No materials are disposed of after only a short period of use, but are kept in the cycle as long as possible through reuse, rethink, repair, remanufacture and also recycling processes.
In addition to the central, social dimension of a circular society, innovative technologies are also a building block: modern sorting plants that can ensure efficient separation of the various fractions, filter out materials that can still be reused, and allow the remaining substances to be used again in new ways through efficient chemical recycling.

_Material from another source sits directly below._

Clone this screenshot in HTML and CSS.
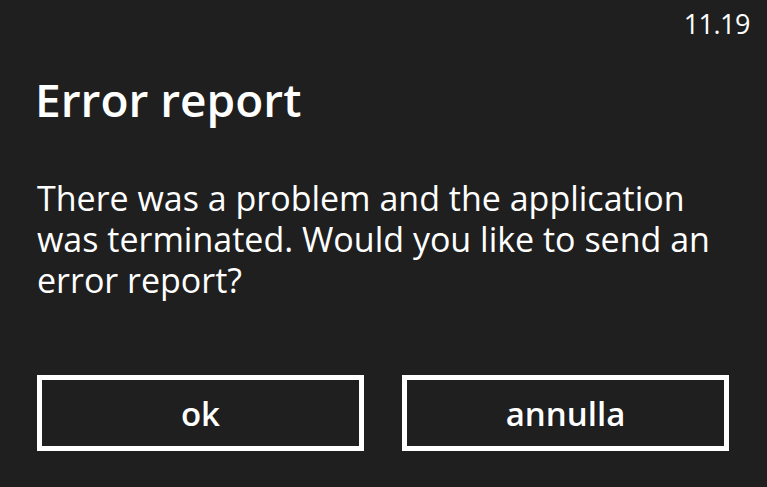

Also, the development of self-healing materials that can repair themselves when damaged can extend the primary life of the product, contributing to a circular society. An extension of tracking individual materials is offered by digital product passports. These summarize all information about a product from components and materials to information about repairability & reuse.
New business models and distribution access such as leasing and sharing business models, product-as-a-service systems or performance-based contracting, can enable better maintenance and higher efficiency of use.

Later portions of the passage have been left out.